Latent learning lives in Unit 4's learning topics, especially Topic 4.4 (Social and Cognitive Factors in Learning), and connects back to Topic 4.1 (Introduction to Learning) and Topic 4.3 (Operant Conditioning). The exam treats latent learning as one of the main pieces of evidence that mental processes shape learning, not just rewards and punishments. If a question asks you to explain why operant conditioning alone can't account for all learning, latent learning is one of your go-to answers. It also gives you a clean real-world hook. You've probably learned the layout of a store or a route around school without ever being rewarded for it, and you only prove it when you actually need to find something.

How Latent Learning connects across the course

Cognitive Map Theory (Unit 4)

Latent learning and cognitive maps come from the same Tolman experiments. The cognitive map is the mental layout the rats built; latent learning is the fact that they built it without any reward.

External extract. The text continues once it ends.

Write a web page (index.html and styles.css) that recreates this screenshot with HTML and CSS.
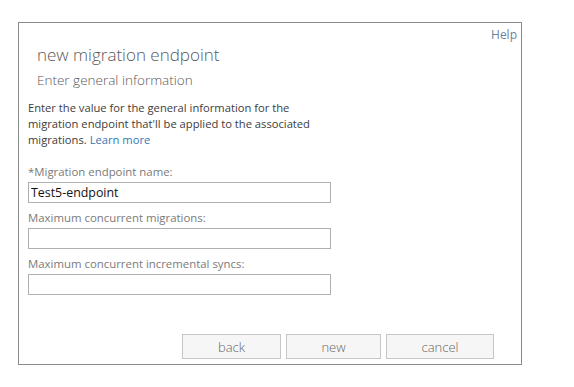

If a question mentions one, the other is usually lurking nearby.

Operant Conditioning (Unit 4)

Latent learning is the counterexample to operant conditioning's core claim. Skinner said reinforcement drives learning, but Tolman's rats learned the maze with zero reinforcement. Reinforcement turned out to control performance, not learning itself.

Insight Learning (Unit 4)

Insight learning is latent learning's cousin in the cognitive camp. Both happen without step-by-step reinforcement, but insight is a sudden 'aha' solution to a problem, while latent learning is knowledge quietly accumulated over time and revealed later.

Observational Learning (Unit 4)

Observational learning (Bandura) is the third member of the cognitive trio. It also separates learning from performance, since you can watch a model and store the behavior without doing it. The difference is the source. Observational learning comes from watching others; latent learning comes from your own unrewarded experience.

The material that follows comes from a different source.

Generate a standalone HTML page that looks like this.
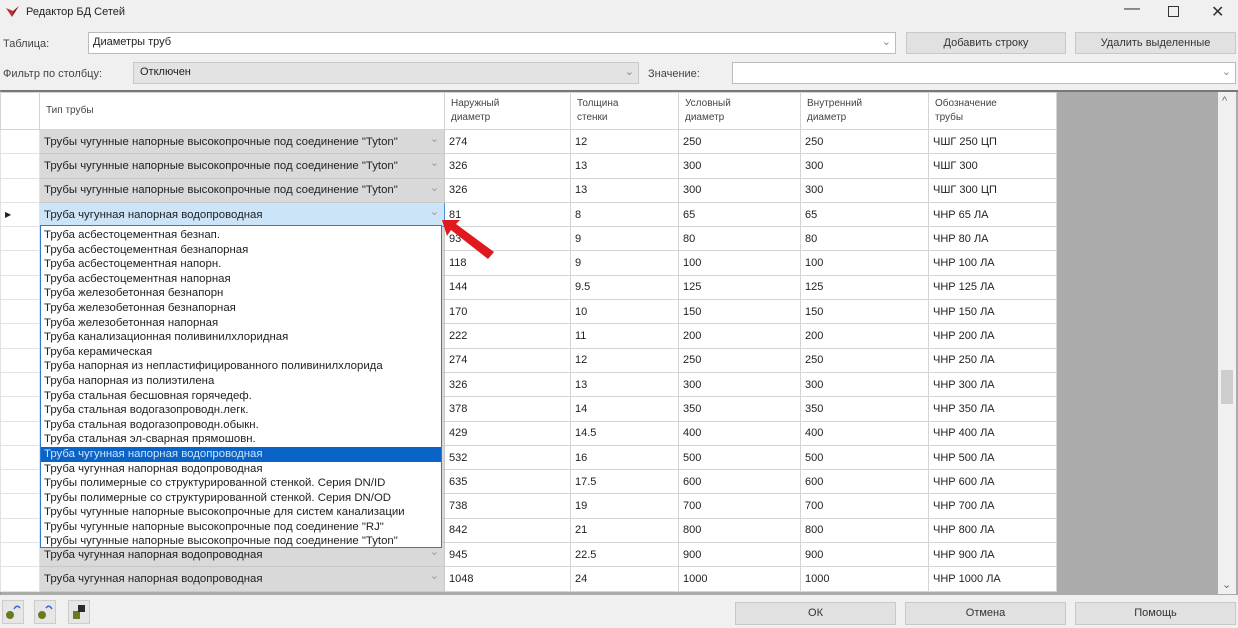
<!DOCTYPE html>
<html><head><meta charset="utf-8"><style>
*{box-sizing:border-box;margin:0;padding:0}
body{width:1238px;height:628px;background:#f0f0f0;font-family:"Liberation Sans","DejaVu Sans",sans-serif;font-size:11px;color:#222;position:relative;overflow:hidden}
.a{position:absolute}
.btn{position:absolute;background:#e1e1e1;border:1px solid #c8c8c8;text-align:center;line-height:20px;color:#333}
table{border-collapse:collapse;table-layout:fixed}
td{border:1px solid #d4d4d4;height:24.3px;padding:0 4px;white-space:nowrap;overflow:hidden;background:#fff;font-size:11px}
td.rh{background:#fff;border-color:#e2e2e2}
td.ty{background:#d9d9d9;border-color:#c8c8c8;position:relative;font-size:11.4px}
td.ty:after{content:"⌄";position:absolute;right:5px;top:2px;color:#999;font-size:11px}
th{font-weight:normal;text-align:left;vertical-align:middle;border:1px solid #d4d4d4;padding:0 6px;height:37px;background:#fff;font-size:10px;line-height:14px;color:#444}
.dd{position:absolute;left:40px;top:225px;width:402px;height:323px;background:#fff;border:1px solid #2d7ad0;font-size:11.4px;padding-top:2px}
.dd div{height:14.6px;line-height:14.6px;padding-left:3px;white-space:nowrap}
.dd .s{background:#0a64c8;color:#cfe2f7}
</style></head><body>
<div class="a" style="left:6px;top:6px;width:14px;height:12px">
<svg width="14" height="12"><path d="M0 2 L6 11 L7 5Z" fill="#c52b2b"/><path d="M7 5 L6 11 L13 0Z" fill="#8c1c2c"/></svg></div>
<div class="a" style="left:26px;top:6px;font-size:11px">Редактор БД Сетей</div>
<div class="a" style="left:1124px;top:0;font-size:16px;color:#333">—</div>
<div class="a" style="left:1168px;top:6px;width:11px;height:11px;border:1px solid #333"></div>
<div class="a" style="left:1211px;top:2px;font-size:16px;color:#333">✕</div>

<div class="a" style="left:3px;top:38px;color:#444">Таблица:</div>
<div class="a" style="left:88px;top:32px;width:808px;height:22px;background:#fff;border:1px solid #bbb;padding:3px 4px">Диаметры труб<span style="position:absolute;right:4px;top:2px;color:#888">⌄</span></div>
<div class="btn" style="left:906px;top:32px;width:160px;height:22px">Добавить строку</div>
<div class="btn" style="left:1075px;top:32px;width:161px;height:22px">Удалить выделенные</div>

<div class="a" style="left:3px;top:68px;color:#444">Фильтр по столбцу:</div>
<div class="a" style="left:133px;top:62px;width:506px;height:22px;background:#e3e3e3;border:1px solid #c8c8c8;padding:3px 6px">Отключен<span style="position:absolute;right:4px;top:2px;color:#888">⌄</span></div>
<div class="a" style="left:648px;top:68px;color:#444">Значение:</div>
<div class="a" style="left:732px;top:62px;width:504px;height:22px;background:#fff;border:1px solid #bbb"><span style="position:absolute;right:4px;top:2px;color:#888">⌄</span></div>

<div class="a" style="left:0;top:90px;width:1238px;height:505px;background:#ababab;border-top:2px solid #777;border-left:1px solid #999"></div>
<div class="a" style="left:1218px;top:92px;width:18px;height:502px;background:#f0f0f0"><div style="position:absolute;left:4px;top:3px;color:#666">^</div><div style="position:absolute;left:3px;top:278px;width:12px;height:34px;background:#cdcdcd"></div><div style="position:absolute;left:4px;bottom:3px;color:#666">⌄</div></div>
<table class="a" style="left:0;top:92px;width:1057px">
<colgroup><col style="width:39px"><col style="width:405px"><col style="width:126px"><col style="width:108px"><col style="width:122px"><col style="width:128px"><col style="width:128px"></colgroup>
<tr><th></th><th>Тип трубы</th><th>Наружный<br>диаметр</th><th>Толщина<br>стенки</th><th>Условный<br>диаметр</th><th>Внутренний<br>диаметр</th><th>Обозначение<br>трубы</th></tr>
<tr><td class="rh"></td><td class="ty">Трубы чугунные напорные высокопрочные под соединение "Tyton"</td><td>274</td><td>12</td><td>250</td><td>250</td><td>ЧШГ 250 ЦП</td></tr>
<tr><td class="rh"></td><td class="ty">Трубы чугунные напорные высокопрочные под соединение "Tyton"</td><td>326</td><td>13</td><td>300</td><td>300</td><td>ЧШГ 300</td></tr>
<tr><td class="rh"></td><td class="ty">Трубы чугунные напорные высокопрочные под соединение "Tyton"</td><td>326</td><td>13</td><td>300</td><td>300</td><td>ЧШГ 300 ЦП</td></tr>
<tr><td class="rh" style="font-size:8px">▶</td><td class="ty" style="background:#cce4f7;border:1px solid #4a90d9">Труба чугунная напорная водопроводная</td><td>81</td><td>8</td><td>65</td><td>65</td><td>ЧНР 65 ЛА</td></tr>
<tr><td class="rh"></td><td class="ty"></td><td>93</td><td>9</td><td>80</td><td>80</td><td>ЧНР 80 ЛА</td></tr>
<tr><td class="rh"></td><td class="ty"></td><td>118</td><td>9</td><td>100</td><td>100</td><td>ЧНР 100 ЛА</td></tr>
<tr><td class="rh"></td><td class="ty"></td><td>144</td><td>9.5</td><td>125</td><td>125</td><td>ЧНР 125 ЛА</td></tr>
<tr><td class="rh"></td><td class="ty"></td><td>170</td><td>10</td><td>150</td><td>150</td><td>ЧНР 150 ЛА</td></tr>
<tr><td class="rh"></td><td class="ty"></td><td>222</td><td>11</td><td>200</td><td>200</td><td>ЧНР 200 ЛА</td></tr>
<tr><td class="rh"></td><td class="ty"></td><td>274</td><td>12</td><td>250</td><td>250</td><td>ЧНР 250 ЛА</td></tr>
<tr><td class="rh"></td><td class="ty"></td><td>326</td><td>13</td><td>300</td><td>300</td><td>ЧНР 300 ЛА</td></tr>
<tr><td class="rh"></td><td class="ty"></td><td>378</td><td>14</td><td>350</td><td>350</td><td>ЧНР 350 ЛА</td></tr>
<tr><td class="rh"></td><td class="ty"></td><td>429</td><td>14.5</td><td>400</td><td>400</td><td>ЧНР 400 ЛА</td></tr>
<tr><td class="rh"></td><td class="ty"></td><td>532</td><td>16</td><td>500</td><td>500</td><td>ЧНР 500 ЛА</td></tr>
<tr><td class="rh"></td><td class="ty"></td><td>635</td><td>17.5</td><td>600</td><td>600</td><td>ЧНР 600 ЛА</td></tr>
<tr><td class="rh"></td><td class="ty"></td><td>738</td><td>19</td><td>700</td><td>700</td><td>ЧНР 700 ЛА</td></tr>
<tr><td class="rh"></td><td class="ty"></td><td>842</td><td>21</td><td>800</td><td>800</td><td>ЧНР 800 ЛА</td></tr>
<tr><td class="rh"></td><td class="ty">Труба чугунная напорная водопроводная</td><td>945</td><td>22.5</td><td>900</td><td>900</td><td>ЧНР 900 ЛА</td></tr>
<tr><td class="rh"></td><td class="ty">Труба чугунная напорная водопроводная</td><td>1048</td><td>24</td><td>1000</td><td>1000</td><td>ЧНР 1000 ЛА</td></tr>
</table>
<div class="dd">
<div>Труба асбестоцементная безнап.</div>
<div>Труба асбестоцементная безнапорная</div>
<div>Труба асбестоцементная напорн.</div>
<div>Труба асбестоцементная напорная</div>
<div>Труба железобетонная безнапорн</div>
<div>Труба железобетонная безнапорная</div>
<div>Труба железобетонная напорная</div>
<div>Труба канализационная поливинилхлоридная</div>
<div>Труба керамическая</div>
<div>Труба напорная из непластифицированного поливинилхлорида</div>
<div>Труба напорная из полиэтилена</div>
<div>Труба стальная бесшовная горячедеф.</div>
<div>Труба стальная водогазопроводн.легк.</div>
<div>Труба стальная водогазопроводн.обыкн.</div>
<div>Труба стальная эл-сварная прямошовн.</div>
<div class="s">Труба чугунная напорная водопроводная</div>
<div>Труба чугунная напорная водопроводная</div>
<div>Трубы полимерные со структурированной стенкой. Серия DN/ID</div>
<div>Трубы полимерные со структурированной стенкой. Серия DN/OD</div>
<div>Трубы чугунные напорные высокопрочные для систем канализации</div>
<div>Трубы чугунные напорные высокопрочные под соединение "RJ"</div>
<div>Трубы чугунные напорные высокопрочные под соединение "Tyton"</div>
</div>
<svg class="a" style="left:436px;top:210px" width="64" height="52"><path d="M6 10 L24 10 L20 14 L58 42 L52 49 L15 20 L11 26 Z" fill="#e0191f"/></svg>

<div class="a" style="left:2px;top:600px;width:22px;height:24px;border:1px solid #ccc;background:#e6e6e6"><svg width="20" height="22"><circle cx="7" cy="14" r="4" fill="#6a7a20"/><path d="M11 8 Q14 3 17 7" stroke="#3a6ad0" fill="none" stroke-width="1.5"/></svg></div>
<div class="a" style="left:34px;top:600px;width:22px;height:24px;border:1px solid #ccc;background:#e6e6e6"><svg width="20" height="22"><circle cx="7" cy="14" r="4" fill="#6a7a20"/><path d="M11 7 Q14 3 17 8" stroke="#3a6ad0" fill="none" stroke-width="1.5"/></svg></div>
<div class="a" style="left:68px;top:600px;width:22px;height:24px;border:1px solid #ccc;background:#e6e6e6"><svg width="20" height="22"><rect x="4" y="10" width="7" height="8" fill="#6a7a20"/><rect x="9" y="4" width="7" height="7" fill="#2a2a2a"/></svg></div>
<div class="btn" style="left:735px;top:602px;width:161px;height:23px">ОК</div>
<div class="btn" style="left:905px;top:602px;width:161px;height:23px">Отмена</div>
<div class="btn" style="left:1075px;top:602px;width:161px;height:23px">Помощь</div>
</body></html>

Is Latent Learning on the AP Psychology exam?

Latent learning shows up almost entirely in 'identify the type of learning' multiple-choice questions. The exam loves scenario stems that ask which kind of learning is happening, and latent learning is both a correct answer and a frequent distractor next to operant conditioning, observational learning, and insight learning. Your job is to spot the signature pattern. Someone learns something with no reinforcement, the learning stays invisible, and then an incentive appears and the behavior suddenly emerges. If the scenario involves watching and imitating someone else, that's observational learning instead. No released FRQ has used the term verbatim, but latent learning works well as evidence in an AAQ or EBQ response about cognitive factors in learning, especially if a source involves Tolman-style designs comparing rewarded and unrewarded groups.

Latent Learning vs Observational Learning

Both involve learning that doesn't require direct reinforcement, which is why they get mixed up. The difference is where the learning comes from. Observational learning means you watched someone else (a model) and learned from their behavior and its consequences. Latent learning means you learned from your own experience, just without any reward, and the learning stayed hidden until you had a reason to use it. Quick test for a scenario question: if there's a model being watched, it's observational. If someone wandered around, absorbed information, and only showed it later when it paid off, it's latent.

Key things to remember about Latent Learning

  • Latent learning is learning that happens without obvious reinforcement and isn't demonstrated until there's an incentive to show it.

  • Tolman's rats learned a maze with no food reward, and when food was finally added they immediately ran it as well as rats rewarded from the start.

  • Latent learning proves that learning and performance are separate, since reinforcement affects whether you show a behavior, not whether you learned it.

  • It's a core piece of evidence against strict behaviorism, showing that cognition (like building a cognitive map) is part of learning.

  • On scenario MCQs, look for the pattern of unrewarded experience followed by sudden performance once a reward appears.

  • If the scenario involves watching and imitating someone else, the answer is observational learning, not latent learning.

Frequently asked questions about Latent Learning

What is latent learning in AP Psychology?

Latent learning is learning that occurs without obvious reinforcement and stays hidden until there's an incentive to demonstrate it. The classic example is Tolman's rats, which learned a maze with no reward and only showed that knowledge once food was placed at the end.

Is latent learning a type of operant conditioning?

No, and that's exactly the point. Operant conditioning says reinforcement drives learning, but latent learning happens with no reinforcement at all. It's classified as a cognitive form of learning and is used as evidence that operant conditioning can't explain everything.

How is latent learning different from observational learning?

Observational learning means learning by watching a model, like Bandura's Bobo doll studies. Latent learning means learning from your own unrewarded experience, like exploring a maze. In observational learning someone else's behavior is the source; in latent learning it's your own.

Who discovered latent learning?

Edward Tolman, through his maze experiments with rats in the 1930s. Unrewarded rats appeared to learn nothing for days, but once a food reward was introduced, they performed as well as rats that had been rewarded all along, showing they had built a cognitive map of the maze.

What's a real-life example of latent learning?

Riding around your neighborhood for years as a passenger, then successfully driving a route the first time you get your license. You were never rewarded for memorizing the streets, but the knowledge was there waiting for an incentive to use it.